Clement typifies Boston's approach of trying to find value. Despite the quality of his stuff, he's 69-75 lifetime, including 9--13 with the Cubs last season. His fussy mound habits, such as shrugging his shoulders and rubbing his legs, have been the subject of relentless armchair analysis, and in the final two weeks of last season he was bumped from the starting rotation for Glendon Rusch. To the Red Sox, however, Clement's won-lost record had as much validity as his shoe size; more important was his 9.45 strikeouts per nine innings last year, sixth best in the majors.
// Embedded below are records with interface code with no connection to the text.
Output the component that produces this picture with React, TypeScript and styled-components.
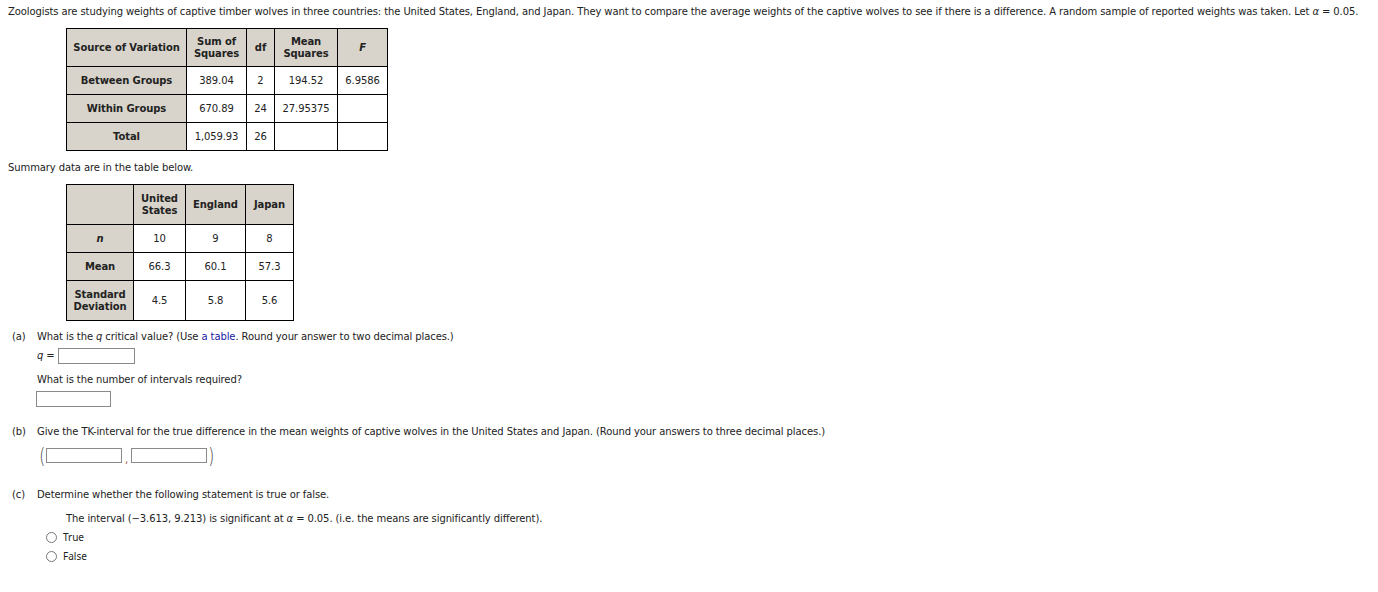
import React from 'react'
import styled, { createGlobalStyle } from 'styled-components';

const colors = {
  text: '#222222',
  head: '#d8d4cb',
  border: '#000000',
  link: '#1a1aa6',
  inputBorder: '#8a8a8a'
};

const GlobalStyle = createGlobalStyle`
  html, body {
    margin: 0;
    padding: 0;
    background: #ffffff;
  }
  body {
    font-family: "DejaVu Sans", Verdana, sans-serif;
    font-size: 10px;
    letter-spacing: -0.1px;
    color: ${ colors.text };
  }
`;

const Page = styled.div`
  padding: 5px 8px 20px 8px;
  line-height: 14px;
`;

const Line = styled.div<{ $top?: number, $indent?: number }>`
  margin-top: ${ p => p.$top || 0 }px;
  margin-left: ${ p => p.$indent || 0 }px;
  white-space: nowrap;
`;

const Table = styled.table<{ $top: number }>`
  border-collapse: collapse;
  margin: ${ p => p.$top }px 0 0 58px;
  table-layout: fixed;
`;

const Cell = styled.td<{ $w?: number, $h?: number, $head?: boolean }>`
  border: 1px solid ${ colors.border };
  background: ${ p => p.$head ? colors.head : '#ffffff' };
  font-weight: ${ p => p.$head ? 700 : 400 };
  width: ${ p => p.$w ? p.$w + 'px' : 'auto' };
  height: ${ p => p.$h ? p.$h + 'px' : 'auto' };
  text-align: center;
  vertical-align: middle;
  padding: 0 3px;
  box-sizing: border-box;
  line-height: 12px;
`;

const Var = styled.i`
  font-family: "DejaVu Sans", sans-serif;
  font-style: italic;
`;

const Part = styled.div<{ $top: number }>`
  display: flex;
  margin-top: ${ p => p.$top }px;
  padding-left: 4px;
`;

const PartLabel = styled.div`
  width: 25px;
  flex: none;
  line-height: 14px;
`;

const PartBody = styled.div`
  display: flex;
  flex-direction: column;
`;

const Link = styled.span`
  color: ${ colors.link };
`;

const Box = styled.span<{ $w: number, $h?: number }>`
  display: inline-block;
  width: ${ p => p.$w }px;
  height: ${ p => p.$h || 16 }px;
  border: 1px solid ${ colors.inputBorder };
  box-sizing: border-box;
  background: #fff;
  vertical-align: middle;
`;

const Row = styled.div<{ $top: number, $indent?: number, $gap?: number }>`
  display: flex;
  align-items: center;
  margin-top: ${ p => p.$top }px;
  margin-left: ${ p => p.$indent || 0 }px;
  gap: ${ p => p.$gap ?? 4 }px;
`;

const Paren = styled.span`
  display: inline-block;
  width: 8px;
  text-align: center;
  font-family: "DejaVu Sans", sans-serif;
  font-size: 22px;
  font-weight: 200;
  line-height: 21px;
  color: #444;
  transform: scaleX(0.7);
`;

const Comma = styled.span`
  color: #b04010;
  align-self: flex-end;
  line-height: 12px;
  margin: 0 3px;
`;

const Radio = styled.label<{ $top: number }>`
  display: flex;
  align-items: center;
  gap: 6px;
  margin-top: ${ p => p.$top }px;
  margin-left: 9px;
  font-family: "Noto Sans", "Open Sans", sans-serif;
  font-size: 10px;
  letter-spacing: 0;
  line-height: 14px;
`;

const Dot = styled.span`
  width: 11px;
  height: 11px;
  border-radius: 50%;
  border: 1px solid #777;
  box-sizing: border-box;
  flex: none;
`;

const anova = [
  ['Between Groups', '389.04', '2', '194.52', '6.9586'],
  ['Within Groups', '670.89', '24', '27.95375', ''],
  ['Total', '1,059.93', '26', '', '']
];

const anovaWidths = [120, 60, 28, 63, 50];

export default function App() {
  return <>
    <GlobalStyle />
    <Page>
      <Line>
        Zoologists are studying weights of captive timber wolves in three countries: the United States, England, and Japan. They want to compare the average weights of the captive wolves to see if there is a difference. A random sample of reported weights was taken. Let <Var>α</Var> = 0.05.
      </Line>

      <Table $top={ 9 }>
        <tbody>
          <tr>
            <Cell $head $w={ 120 } $h={ 38 }>Source of Variation</Cell>
            <Cell $head $w={ 60 }>Sum of Squares</Cell>
            <Cell $head $w={ 28 }>df</Cell>
            <Cell $head $w={ 63 }>Mean Squares</Cell>
            <Cell $head $w={ 50 }><i>F</i></Cell>
          </tr>
          { anova.map(row => (
            <tr key={ row[0] }>
              { row.map((v, i) => (
                <Cell key={ i } $head={ i === 0 } $w={ anovaWidths[i] } $h={ 28 }>{ v }</Cell>
              )) }
            </tr>
          )) }
        </tbody>
      </Table>

      <Line $top={ 10 }>Summary data are in the table below.</Line>

      <Table $top={ 9 }>
        <tbody>
          <tr>
            <Cell $head $w={ 67 } $h={ 40 }></Cell>
            <Cell $head $w={ 52 }>United States</Cell>
            <Cell $head $w={ 60 }>England</Cell>
            <Cell $head $w={ 48 }>Japan</Cell>
          </tr>
          <tr>
            <Cell $head $h={ 28 }><i>n</i></Cell>
            <Cell>10</Cell>
            <Cell>9</Cell>
            <Cell>8</Cell>
          </tr>
          <tr>
            <Cell $head $h={ 28 }>Mean</Cell>
            <Cell>66.3</Cell>
            <Cell>60.1</Cell>
            <Cell>57.3</Cell>
          </tr>
          <tr>
            <Cell $head $h={ 40 }>Standard Deviation</Cell>
            <Cell>4.5</Cell>
            <Cell>5.8</Cell>
            <Cell>5.6</Cell>
          </tr>
        </tbody>
      </Table>

      <Part $top={ 9 }>
        <PartLabel>(a)</PartLabel>
        <PartBody>
          <Line>What is the <Var>q</Var> critical value? (Use <Link>a table</Link>. Round your answer to two decimal places.)</Line>
          <Row $top={ 4 } $gap={ 3 }>
            <span><Var>q</Var> =</span>
            <Box $w={ 77 } />
          </Row>
          <Line $top={ 9 }>What is the number of intervals required?</Line>
          <Row $top={ 4 } $indent={ -1 }>
            <Box $w={ 75 } />
          </Row>
        </PartBody>
      </Part>

      <Part $top={ 18 }>
        <PartLabel>(b)</PartLabel>
        <PartBody>
          <Line>Give the TK-interval for the true difference in the mean weights of captive wolves in the United States and Japan. (Round your answers to three decimal places.)</Line>
          <Row $top={ 6 } $indent={ 1 } $gap={ 0 }>
            <Paren>(</Paren>
            <Box $w={ 76 } $h={ 15 } />
            <Comma>,</Comma>
            <Box $w={ 76 } $h={ 15 } />
            <Paren>)</Paren>
          </Row>
        </PartBody>
      </Part>

      <Part $top={ 22 }>
        <PartLabel>(c)</PartLabel>
        <PartBody>
          <Line>Determine whether the following statement is true or false.</Line>
          <Line $top={ 10 } $indent={ 29 }>
            The interval (−3.613, 9.213) is significant at <Var>α</Var> = 0.05. (i.e. the means are significantly different).
          </Line>
          <Radio $top={ 4 }><Dot />True</Radio>
          <Radio $top={ 5 }><Dot />False</Radio>
        </PartBody>
      </Part>
    </Page>
  </>
}
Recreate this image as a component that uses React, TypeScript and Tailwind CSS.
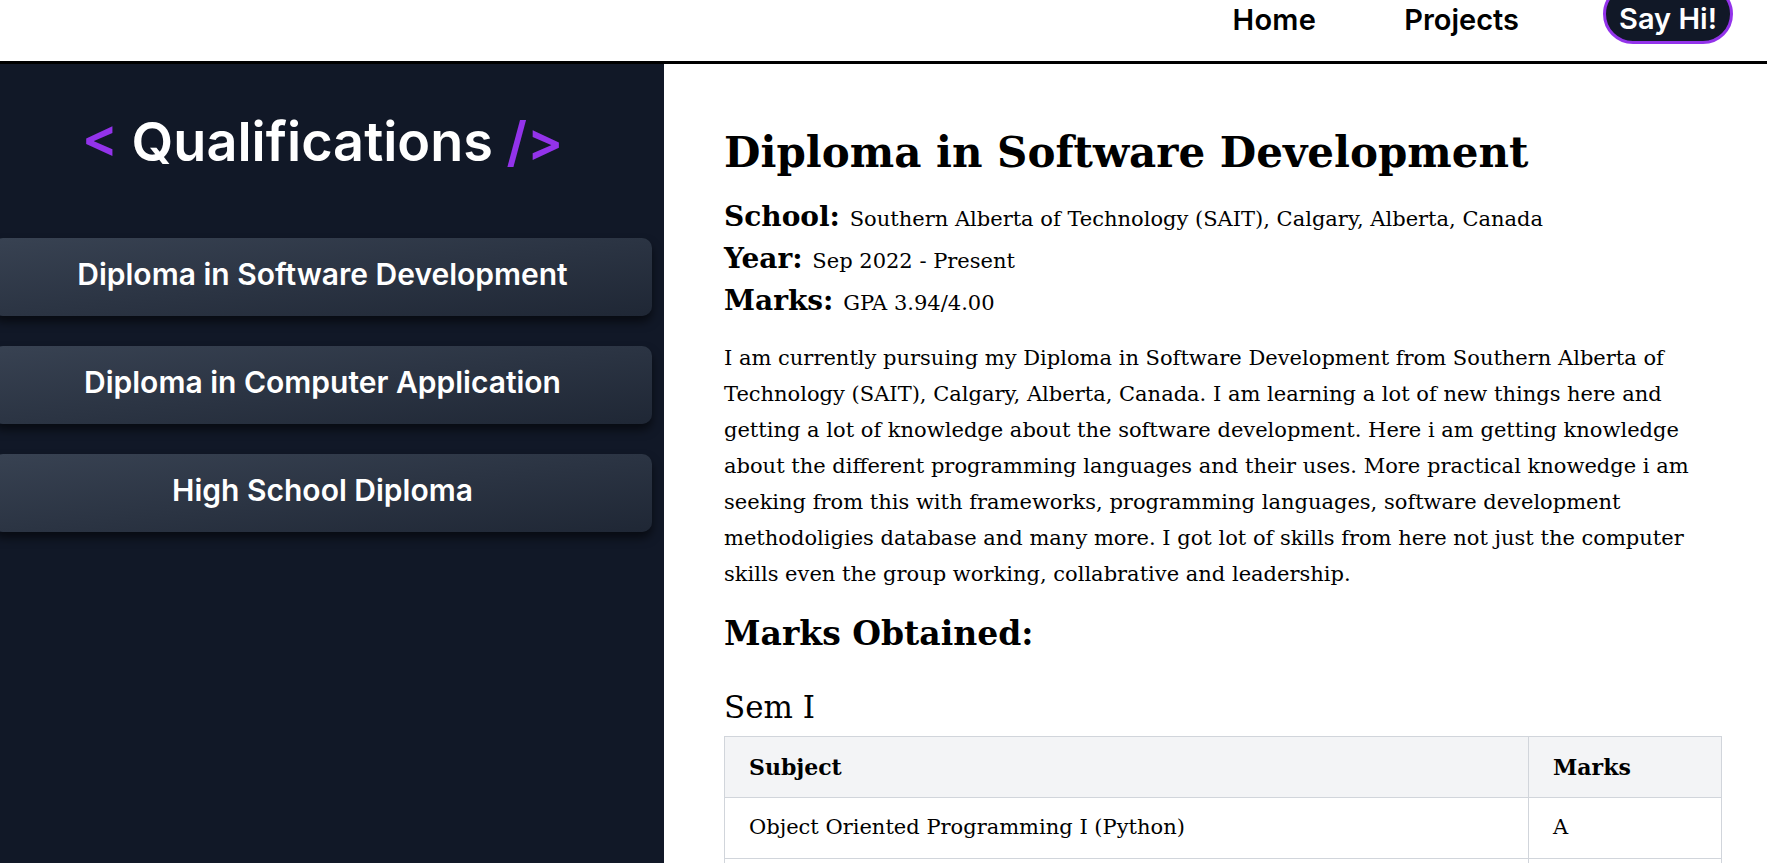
import React from "react";

const serif = { fontFamily: '"DejaVu Serif", Georgia, serif' };

export default function App() {
  const quals = [
    "Diploma in Software Development",
    "Diploma in Computer Application",
    "High School Diploma",
  ];
  return (
    <div className="min-h-screen bg-white overflow-hidden" style={{ fontFamily: 'Inter, "Noto Sans", sans-serif' }}>
      <nav className="h-[64px] border-b-[3px] border-black flex justify-end items-start pr-[34px]">
        <div className="flex items-center h-[40px]">
          <a className="text-[29px] font-semibold text-black leading-[40px] tracking-[0.3px]">Home</a>
          <a className="ml-[88px] text-[29px] font-semibold text-black leading-[40px]">Projects</a>
          <button className="ml-[84px] -mt-[12px] h-[60px] w-[130px] rounded-full border-[3px] border-[#9333ea] bg-[#111827] text-white text-[29px] font-semibold pt-[10px]">
            Say Hi!
          </button>
        </div>
      </nav>
      <div className="flex">
        <aside className="w-[664px] shrink-0 bg-[#111827] min-h-[799px] pb-10">
          <div className="ml-[-7px] w-[659px] flex flex-col">
            <h1 className="text-center text-[54px] font-semibold text-white leading-[66px] mt-[45px]">
              <span className="text-[#9333ea]">&lt;</span> Qualifications{" "}
              <span className="text-[#9333ea]">/&gt;</span>
            </h1>
            <div className="mt-[63px] flex flex-col gap-[30px]">
              {quals.map((q) => (
                <button
                  key={q}
                  className="h-[78px] w-full rounded-[10px] bg-linear-to-br from-[#384252] to-[#1f2735] text-white text-[30px] font-semibold pb-[6px] shadow-[0_6px_10px_rgba(0,0,0,0.55)]"
                >
                  {q}
                </button>
              ))}
            </div>
          </div>
        </aside>
        <main className="flex-1 pl-[60px] pr-[45px] text-black" style={serif}>
          <h2 className="text-[42px] font-bold leading-[50px] mt-[64px]">Diploma in Software Development</h2>
          <div className="mt-[18px]">
            <p className="text-[28px] leading-[42px] font-bold">
              School:{" "}
              <span className="text-[21px] leading-[21px] font-normal">
                Southern Alberta of Technology (SAIT), Calgary, Alberta, Canada
              </span>
            </p>
            <p className="text-[28px] leading-[42px] font-bold">
              Year: <span className="text-[21px] leading-[21px] font-normal">Sep 2022 - Present</span>
            </p>
            <p className="text-[28px] leading-[42px] font-bold">
              Marks: <span className="text-[21px] leading-[21px] font-normal">GPA 3.94/4.00</span>
            </p>
          </div>
          <p className="mt-[18px] text-[21px] leading-[36px] max-w-[975px]">
            I am currently pursuing my Diploma in Software Development from Southern Alberta of Technology (SAIT),
            Calgary, Alberta, Canada. I am learning a lot of new things here and getting a lot of knowledge about the
            software development. Here i am getting knowledge about the different programming languages and their uses.
            More practical knowedge i am seeking from this with frameworks, programming languages, software development
            methodoligies database and many more. I got lot of skills from here not just the computer skills even the
            group working, collabrative and leadership.
          </p>
          <h3 className="mt-[20px] text-[33px] font-bold leading-[44px]">Marks Obtained:</h3>
          <h4 className="mt-[29px] text-[31px] leading-[44px]">Sem I</h4>
          <table className="mt-[7px] w-full border-collapse text-[21px]">
            <thead>
              <tr className="bg-[#f3f4f6]">
                <th className="h-[61px] border border-[#d1d5db] px-[24px] text-left font-bold text-[22px]">Subject</th>
                <th className="h-[61px] w-[193px] border border-[#d1d5db] px-[24px] text-left font-bold text-[22px]">Marks</th>
              </tr>
            </thead>
            <tbody>
              <tr>
                <td className="h-[61px] border border-[#d1d5db] px-[24px]">Object Oriented Programming I (Python)</td>
                <td className="h-[61px] border border-[#d1d5db] px-[24px]">A</td>
              </tr>
              <tr>
                <td className="h-[72px] border border-[#d1d5db] px-[24px] align-top pt-[30px]">Web Development I</td>
                <td className="h-[72px] border border-[#d1d5db] px-[24px] align-top pt-[30px]">A</td>
              </tr>
            </tbody>
          </table>
        </main>
      </div>
    </div>
  );
}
Clement has been among his league's top 10 in strikeout rate in each of the last three seasons, a threshold met by only Martinez, Schilling, Roger Clemens and Jason Schmidt.
Wildness is Clement's bugaboo, but this spring he and catcher Jason Varitek have emphasized locating his four-seam fastball early in at bats, rather than depending on his out pitch, the slider. He would concede more contact but improve his efficiency. "Every spring I come out with that plan," Clement says, "but then your first two games, you're getting tattooed, and you go back to what gets outs for you. So I've been using my fastball more, experimenting with moving it different ways. This is how I want to pitch."
Like Clement, Miller was cast off by his old club, the Astros, who nontendered him and then offered one year at $600,000. The Red Sox jumped to nearly triple Houston's bid, again encouraged by the 28-year-old Miller's high strikeout rate (7.5 per nine innings) and high upside. "They were aggressive, they said they wanted me, and it was hard to say no," says Miller, who expects to be ready by the end of the month.
Economizing on pitching allowed Boston to overpay slightly to sign free-agent shortstop Edgar Renteria and retain Varitek (they both got four-year, $40 million deals), ensuring that the majors' best offense keeps humming. And 19 regular-season games against the Yankees ensure that the circus won't soon leave town. --D.G.H.
Manny Ramirez and David Ortiz became the first teammates in major league history to each hit 40 or more home runs and 40 or more doubles in the same season.